Bleach is a common household product for many Latinx families. While bleach is a powerful disinfectant that can reduce the spread of illnesses, it can also cause headaches, and skin, eye, and respiratory irritation if misused. And it can be fatal if ingested. That’s why the Haz Waste Program launched the award-winning “Ojo con el cloro” campaign in 2020 to provide in-language information about the health risks associated with using bleach. Now, the Haz Waste Program is expanding on the original campaign by sharing in-language information about safer cleaning alternatives. Phase 2 of the campaign, launching on August 16, will include recipes to make homemade cleaning solutions with ingredients commonly found at your home.
While these recipes are available for anyone to use, focusing on the Latinx community provides equitable access for people who use Spanish to learn about the harmful impact of bleach on a person’s health and the environment.
The “Ojo con el cloro” awareness campaign is the product of research working with community groups to understand Spanish-speaking communities’ attitudes and habits towards cleaning practices. By sharing this campaign, the Haz Waste Program hopes to help make cleaning safer for King County families.

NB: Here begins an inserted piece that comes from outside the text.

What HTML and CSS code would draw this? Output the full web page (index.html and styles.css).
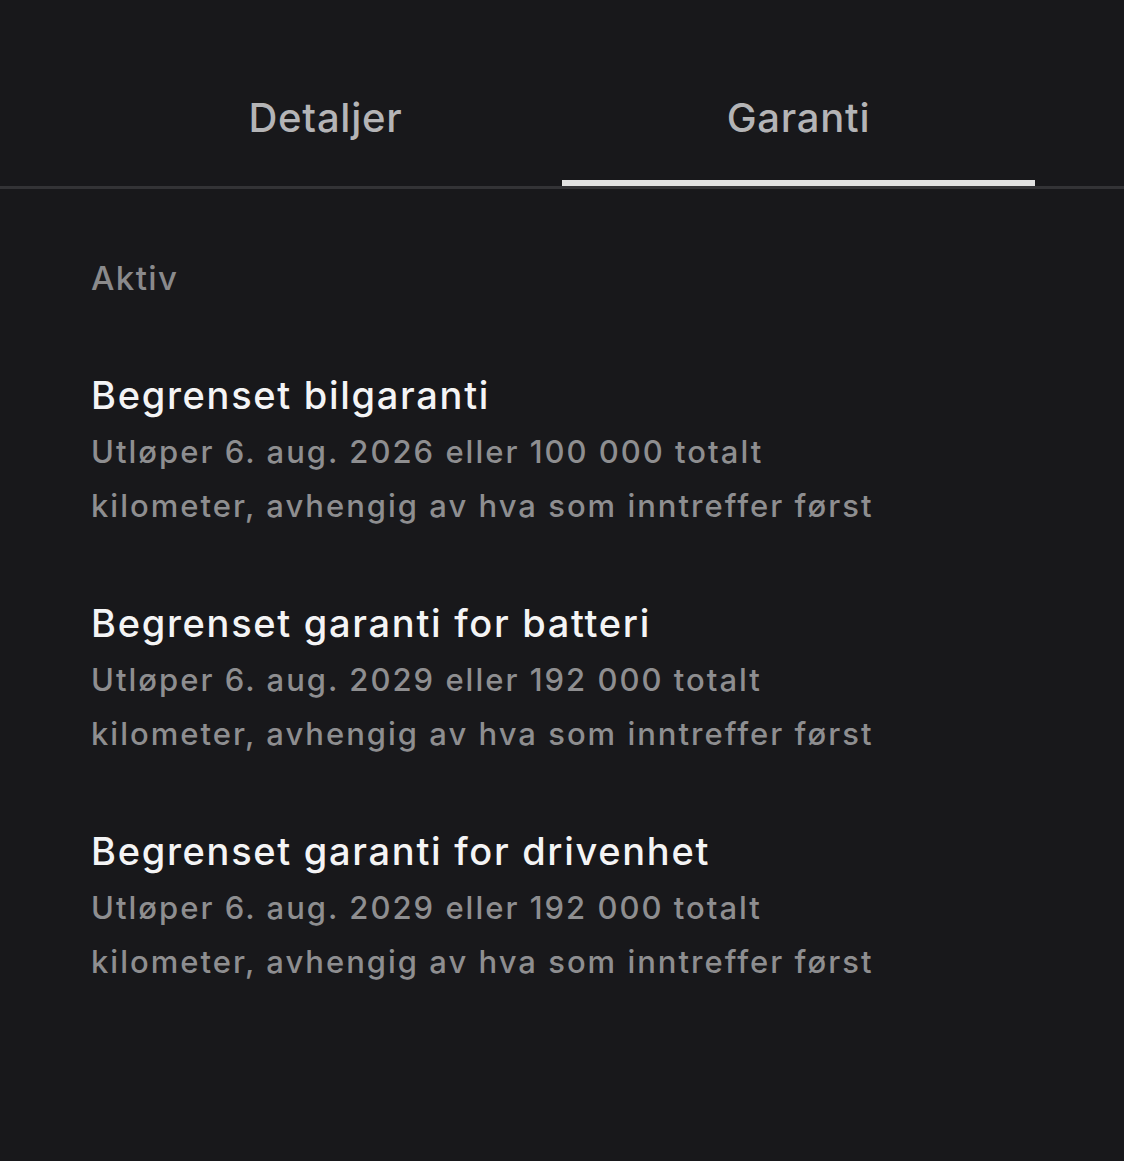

Haz Waste Program staff are deeply committed to serving all people who live and work in King County and ensuring that race and ethnicity are not determinants of hazardous materials exposure. The “Ojo con el cloro” campaign is just one example.
Other Haz Waste Program initiatives that work to eliminate race and ethnicity as determinants of hazardous waste exposure are the co-created Safer Healthy Homes project with Mother Africa. Another example is the Public Health Partnership program that aims to reduce elevated blood lead levels in refugee children living in King County.
The Haz Waste Program strives to be a community-centered organization that partners with communities for inclusive outreach and engagement. Learn more about our work towards racial equity by reviewing our Racial Equity Strategic Plan, which sets a path to improve policies, practices, and service delivery.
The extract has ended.